Workplace retirement plans were also affected by the recently passed SECURE Act 2.0, which is where we start back up with part two of our SECURE Act 2.0 blog series.
The catch-up contribution for certain workplace retirement plans in 2023 for those age 50 and over is limited to $7,500 ($3,500 for SIMPLE plans), adjusted for inflation annually.
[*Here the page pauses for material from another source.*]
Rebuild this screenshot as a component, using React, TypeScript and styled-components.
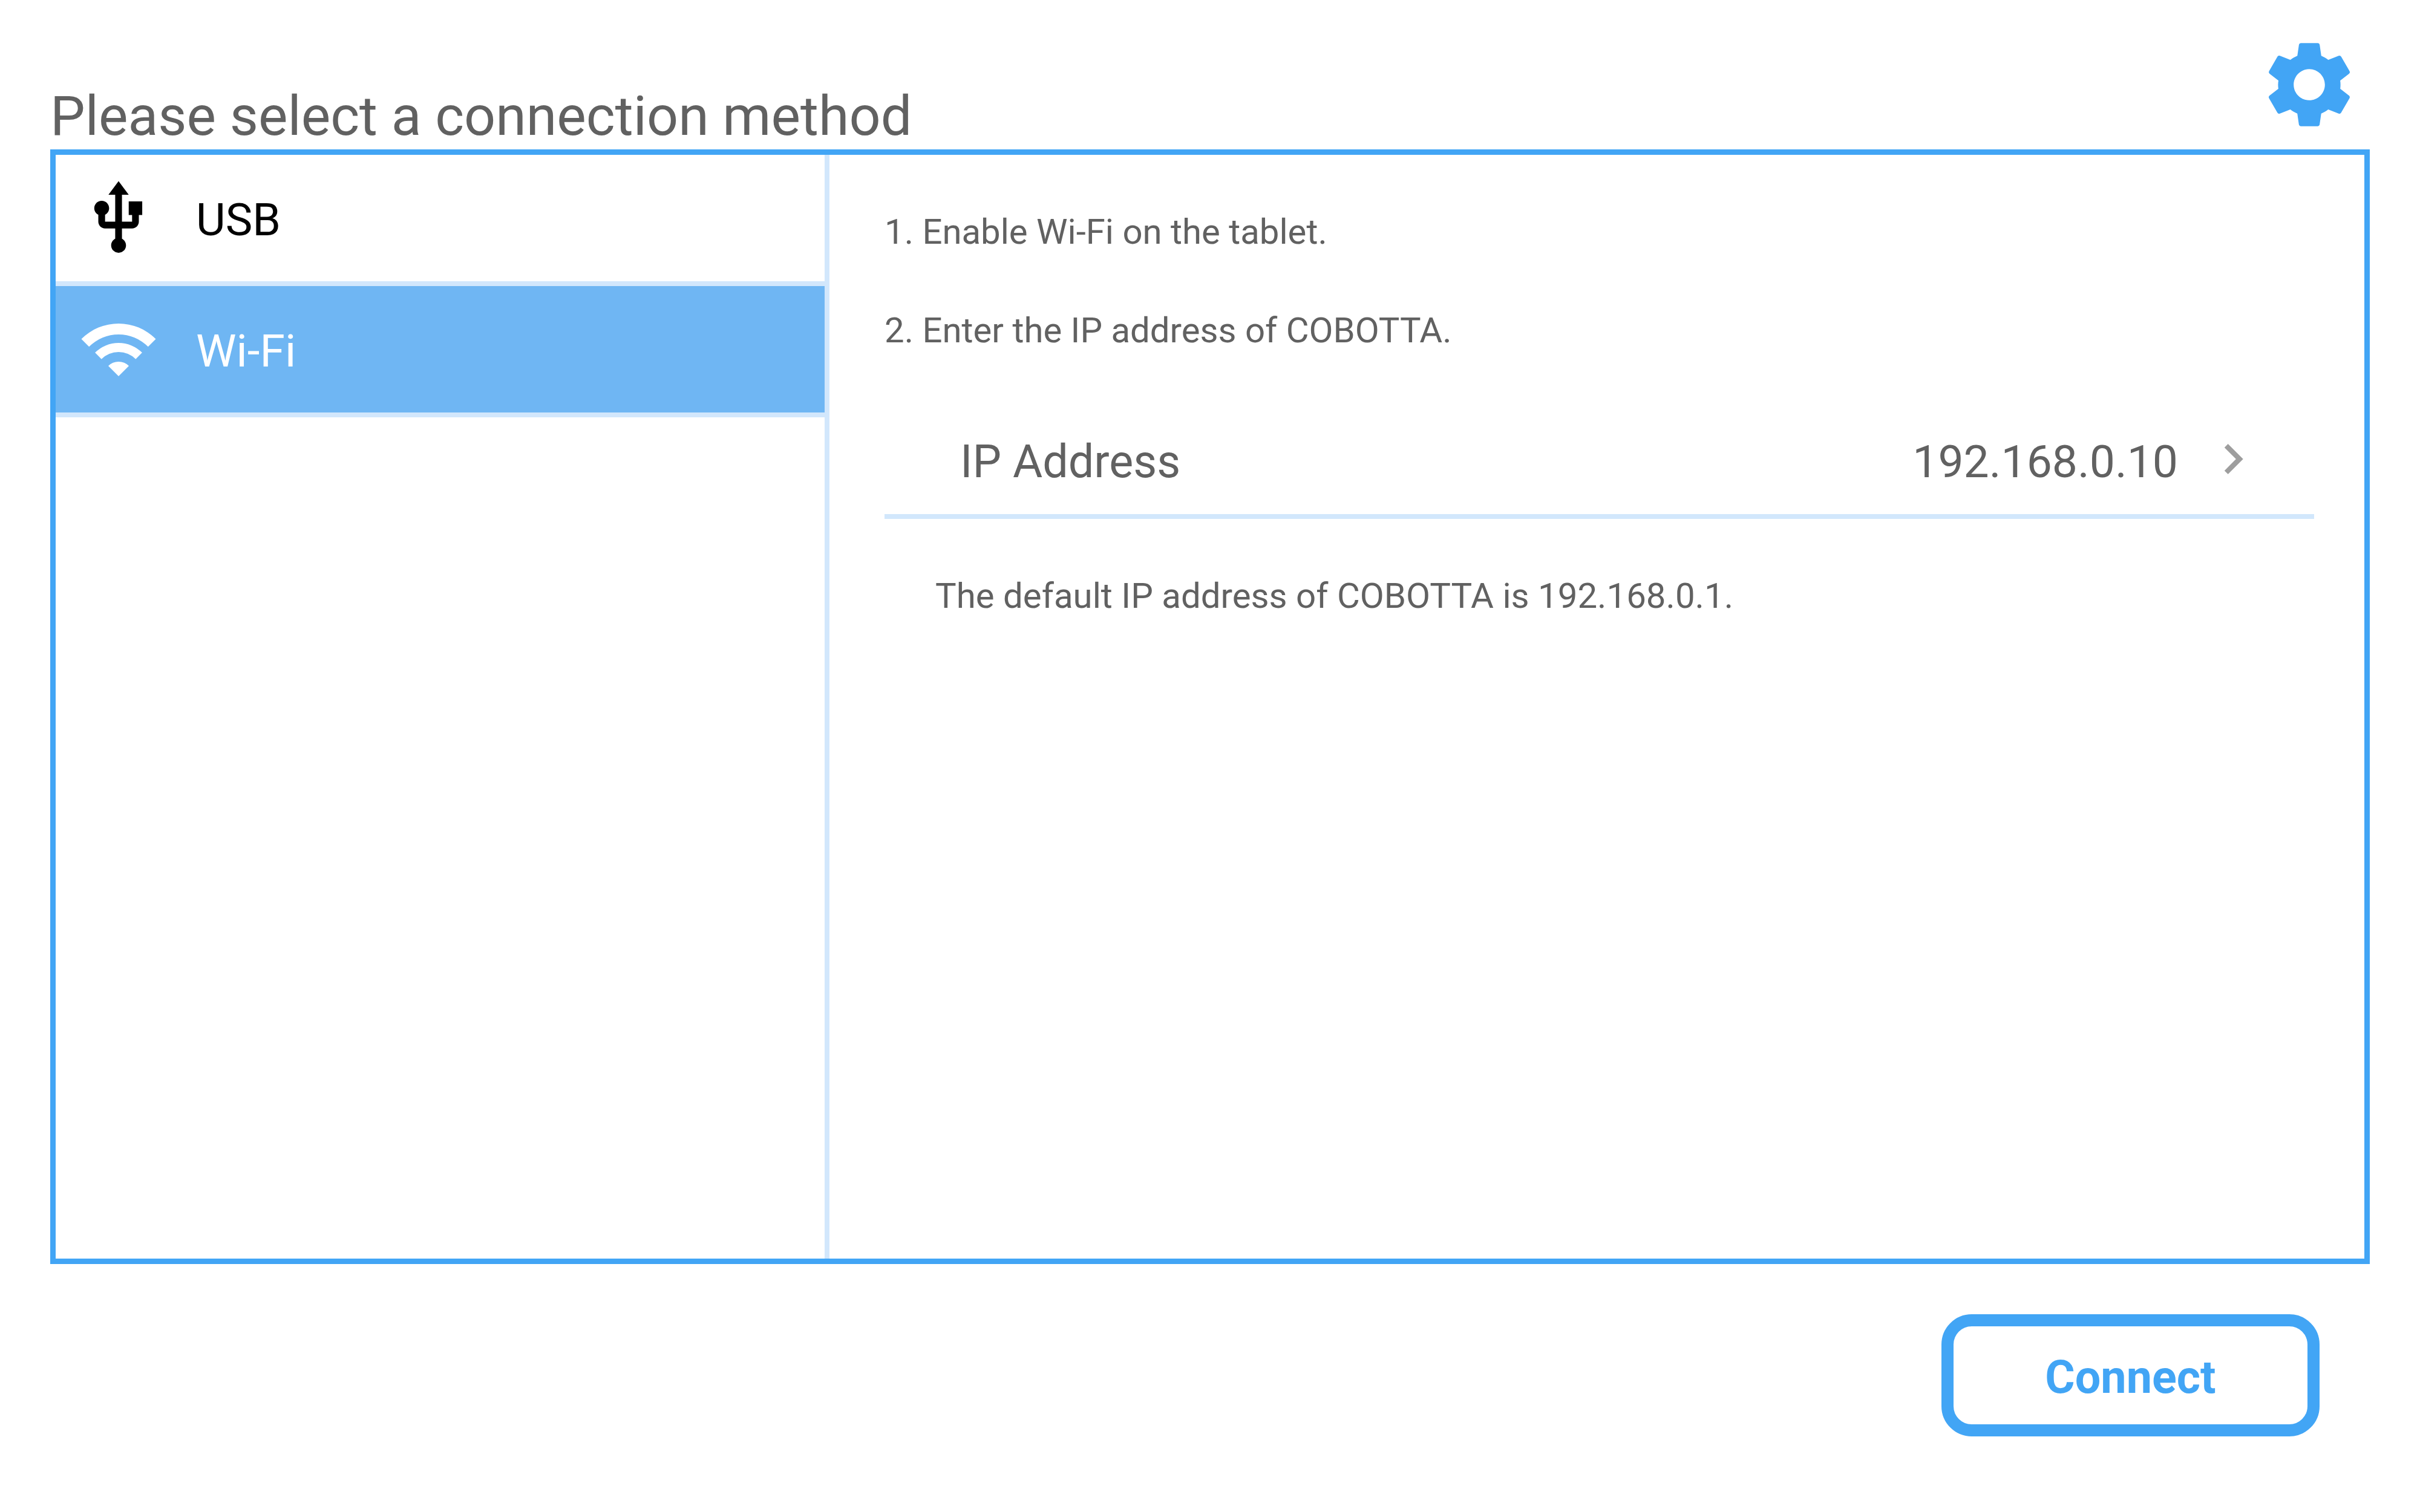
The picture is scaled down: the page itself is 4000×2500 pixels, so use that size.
import styled, { createGlobalStyle } from "styled-components";
import { MdSettings, MdUsb, MdChevronRight } from "react-icons/md";

const GlobalStyle = createGlobalStyle`
  html, body {
    margin: 0;
    padding: 0;
    background: #fff;
  }
  * {
    box-sizing: border-box;
  }
`;

const Page = styled.div`
  width: 4000px;
  height: 2500px;
  padding: 0 83px;
  background: #fff;
  font-family: Roboto, "Liberation Sans", sans-serif;
  color: #616161;
`;

const Header = styled.header`
  height: 247px;
  display: flex;
  align-items: flex-end;
  justify-content: space-between;
  padding: 0 14px 21px 0;
`;

const Title = styled.h1`
  margin: 0 0 -16px;
  font-size: 91.5px;
  line-height: 100px;
  font-weight: 400;
`;

const SettingsIcon = styled(MdSettings)`
  display: block;
  width: 172px;
  height: 172px;
  color: #42a5f5;
`;

const Panel = styled.main`
  height: 1843px;
  display: flex;
  border: 9px solid #42a5f5;
`;

const Sidebar = styled.nav`
  width: 1279px;
  flex: none;
  border-right: 8px solid #d2e7fc;
`;

const MethodRow = styled.div<{ $active?: boolean }>`
  height: 217px;
  display: flex;
  align-items: center;
  gap: 61px;
  padding-left: 37px;
  border-bottom: 8px solid #d2e7fc;
  background: ${(p) => (p.$active ? "#6fb6f3" : "#fff")};
  color: ${(p) => (p.$active ? "#fff" : "#000")};
  font-size: 75px;
`;

const MethodLabel = styled.span`
  padding-top: 5px;
`;

const IconSlot = styled.span`
  width: 134px;
  height: 134px;
  flex: none;
  display: flex;
  align-items: center;
  justify-content: center;
`;

const UsbIcon = styled(MdUsb)`
  display: block;
  width: 134px;
  height: 134px;
`;

const WifiSvg = styled.svg`
  display: block;
  width: 122px;
  height: 88px;
  overflow: visible;
`;

const Content = styled.section`
  flex: 1;
  padding: 77px 83px 0 91px;
`;

const Step = styled.p`
  margin: 0 0 63px;
  font-size: 58.1px;
  line-height: 100px;
`;

const AddressRow = styled.div`
  height: 180px;
  margin-top: 82px;
  display: flex;
  align-items: center;
  padding: 0 84px 0 125px;
  border-bottom: 8px solid #d2e7fc;
  font-size: 75.5px;
`;

const AddressLabel = styled.span`
  flex: 1;
  padding-bottom: 3px;
`;

const AddressValue = styled.span`
  font-size: 75px;
  padding-bottom: 3px;
`;

const Chevron = styled(MdChevronRight)`
  display: block;
  width: 100px;
  height: 100px;
  margin: 0 0 10px 41px;
  color: #9e9e9e;
`;

const Note = styled.p`
  margin: 77px 0 0 84px;
  font-size: 58.2px;
  line-height: 100px;
`;

const Footer = styled.footer`
  display: flex;
  justify-content: flex-end;
  padding: 83px 83px 0 0;
`;

const ConnectButton = styled.button`
  width: 625px;
  height: 202px;
  padding: 5px 0 0;
  border: 20px solid #42a5f5;
  border-radius: 50px;
  background: #fff;
  color: #42a5f5;
  font-family: inherit;
  font-size: 75.5px;
  font-weight: 700;
`;

function WifiIcon() {
  // 90 degree sector, cut in three bands around the apex
  const band = (outer: number, inner: number) => {
    const o = outer * Math.SQRT1_2;
    const i = inner * Math.SQRT1_2;
    return `M${61 - o} ${88 - o}A${outer} ${outer} 0 0 1 ${61 + o} ${88 - o}L${61 + i} ${88 - i}A${inner} ${inner} 0 0 0 ${61 - i} ${88 - i}Z`;
  };
  return (
    <WifiSvg viewBox="0 0 122 88" fill="currentColor">
      <path d={band(87, 69)} />
      <path d={band(55, 40)} />
      <path d="M44 71A24 24 0 0 1 78 71L61 88Z" />
    </WifiSvg>
  );
}

export default function App() {
  return (
    <Page>
      <GlobalStyle />
      <Header>
        <Title>Please select a connection method</Title>
        <SettingsIcon />
      </Header>
      <Panel>
        <Sidebar>
          <MethodRow>
            <IconSlot>
              <UsbIcon />
            </IconSlot>
            <MethodLabel>USB</MethodLabel>
          </MethodRow>
          <MethodRow $active>
            <IconSlot>
              <WifiIcon />
            </IconSlot>
            <MethodLabel>Wi-Fi</MethodLabel>
          </MethodRow>
        </Sidebar>
        <Content>
          <Step>1. Enable Wi-Fi on the tablet.</Step>
          <Step>2. Enter the IP address of COBOTTA.</Step>
          <AddressRow>
            <AddressLabel>IP Address</AddressLabel>
            <AddressValue>192.168.0.10</AddressValue>
            <Chevron />
          </AddressRow>
          <Note>The default IP address of COBOTTA is 192.168.0.1.</Note>
        </Content>
      </Panel>
      <Footer>
        <ConnectButton>Connect</ConnectButton>
      </Footer>
    </Page>
  );
}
SECURE 2.0 will now allow for a special catch-up contribution for participants aged 60, 61, 62, or 63, starting in 2025. Under this new rule, the maximum “catch-up” for workplace plans will be the greater of $10,000 ($5,000 for SIMPLE plans) or 150% of the standard catch-up contribution amount for 2024. The $10,000 in this clause will be adjusted for inflation annually beginning in 2026.
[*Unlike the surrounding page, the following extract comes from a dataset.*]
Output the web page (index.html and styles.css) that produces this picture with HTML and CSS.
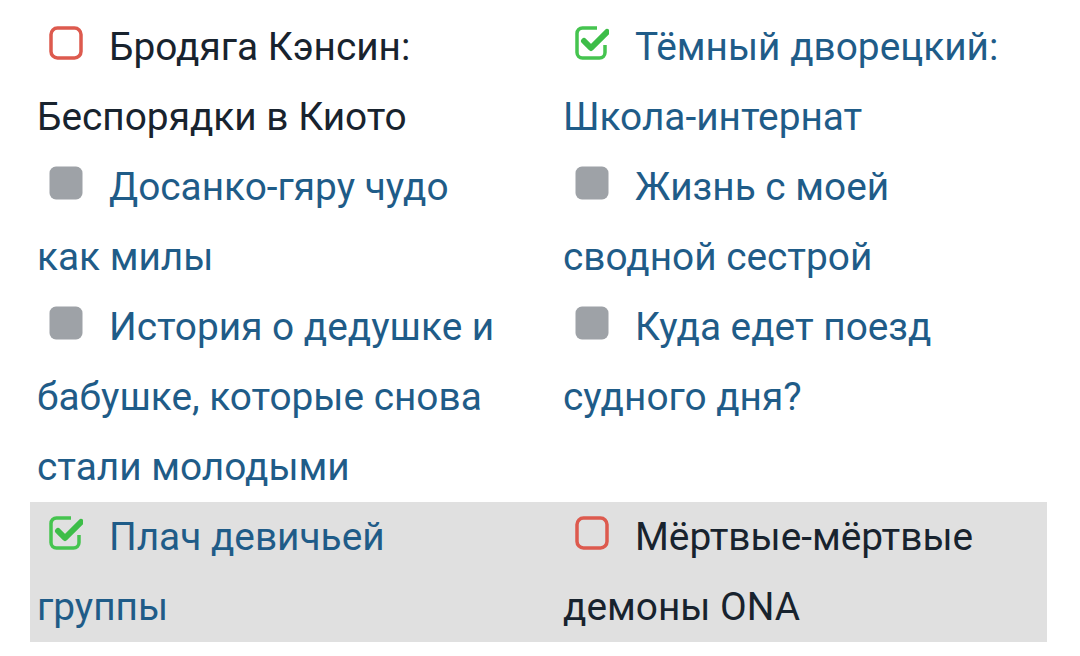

There is one addendum to the catch-up limits for those age 50 and over: if you earned more than $145,000 in the prior calendar year, all catch-up contributions will need to be made to a Roth account in after-tax dollars. Any individuals earning less than the $145,000 (adjusted for inflation annually) will be exempt from that requirement.
Additionally, SEP-IRAs and SIMPLE IRAs have now been added to the list of employee plans that can accept Roth contributions.
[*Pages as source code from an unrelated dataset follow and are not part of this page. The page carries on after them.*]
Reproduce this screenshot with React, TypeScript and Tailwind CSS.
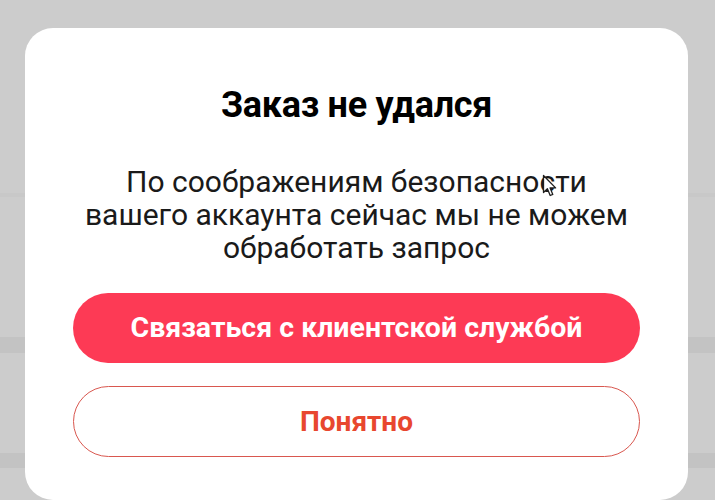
import React from 'react';

function Cursor() {
  return (
    <svg width="16" height="24" viewBox="0 0 16 24" className="absolute left-[542px] top-[174px]">
      <path
        d="M1.5 1.5 L1.5 18.5 L5.4 14.8 L8.2 21.5 L10.8 20.4 L8.1 13.9 L13.6 13.9 Z"
        fill="#ffffff"
        stroke="#1e1e1e"
        strokeWidth="1.3"
        strokeLinejoin="round"
      />
    </svg>
  );
}

export default function App() {
  return (
    <div
      className="relative h-[500px] w-[715px] overflow-hidden bg-[#cccccc]"
      style={{ fontFamily: 'Roboto, "Noto Sans", sans-serif' }}
    >
      {/* затемнённая страница под модалкой */}
      <div className="flex flex-col">
        <div className="h-[193px]" />
        <div className="h-[4px] bg-[#c8c8c8]" />
        <div className="h-[140px]" />
        <div className="h-[16px] bg-[#c3c3c3]" />
        <div className="h-[100px]" />
        <div className="h-[15px] bg-[#c3c3c3]" />
      </div>

      {/* модальное окно */}
      <div className="absolute left-[25px] top-[28px] flex h-[472px] w-[663px] flex-col items-center rounded-[28px] bg-white px-[48px] pt-[58px]">
        <h2 className="text-[36px] font-bold leading-[38px] tracking-[-0.3px] text-black">Заказ не удался</h2>
        <p className="mt-[41px] whitespace-nowrap text-center text-[30px] leading-[33px] text-[#1a1a1a]">
          По соображениям безопасности
          <br />
          вашего аккаунта сейчас мы не можем
          <br />
          обработать запрос
        </p>
        <button className="mt-[29px] flex h-[70px] w-full items-center justify-center rounded-full bg-[#fd3a55] text-[28.5px] font-bold text-white">
          Связаться с клиентской службой
        </button>
        <button className="mt-[23px] flex h-[71px] w-full items-center justify-center rounded-full border-[1.5px] border-[#d9574f] bg-white text-[28px] font-bold text-[#e8472f]">
          Понятно
        </button>
      </div>

      <Cursor />
    </div>
  );
}
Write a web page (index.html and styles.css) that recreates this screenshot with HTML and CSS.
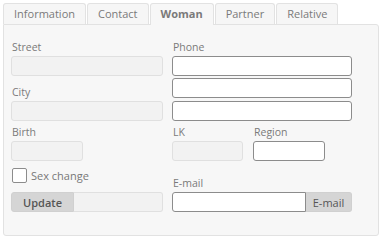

On the employer side of retirement plans, there are enhanced tax incentives for starting up a retirement plan for employees. For years beginning after 2023, employer sponsors of 401(k) and 403(b) are required to automatically enroll employees into the applicable plan as soon as they become eligible. The only exceptions to this requirement would be small businesses (with 10 or fewer employees), businesses that have been in existence for less than three years, church plans, and government plans. Employees can be automatically enrolled for no less than 3% and up to at least 10% of their annual salary (no more than 15%); this amount is increased by one percent each year after automatic enrollment until the maximum is reached. Employees may to opt out of this automatic enrollment if they desire.
The Saver’s Credit, which was created by the initial SECURE Act of 2019, was intended to target low-and middle-income households to provide them incentive to save. This credit of up to 50 percent of their eligible retirement contributions was available up to a certain threshold based on filing status (subject to income-based tiers). For plan years after 2026, the Saver’s Credit is being replaced by Saver’s Match, with the tiered approach being removed and simplified to a 50% credit across the board, with a higher income phaseout for all taxpayers.
For plan years after 2023, employers are now allowed to make nonelective contributions of a uniform percentage to a SIMPLE IRA or SIMPLE 401(k) at up to 10% of employee’s total compensation. The cap is currently set at $5,000 but will be adjusted for inflation. Employers are also now permitted to offer small financial incentives to encourage plan participation through elective deferrals.Finally, there is a new provision in the Act which will allow for tax-free and penalty-free rollovers from 529 education savings plans into Roth IRAs of up to a lifetime amount of $35,000 starting in 2024, under certain circumstances. The rollovers are subject to annual Roth IRA contribution limits, the Roth IRA has to be in the name of the beneficiary, the 529 account must have been open for more than 15 years, and is subject to a five-year lookback period. However, Roth income limit restrictions do NOT come into play with a 529 plan Roth conversion.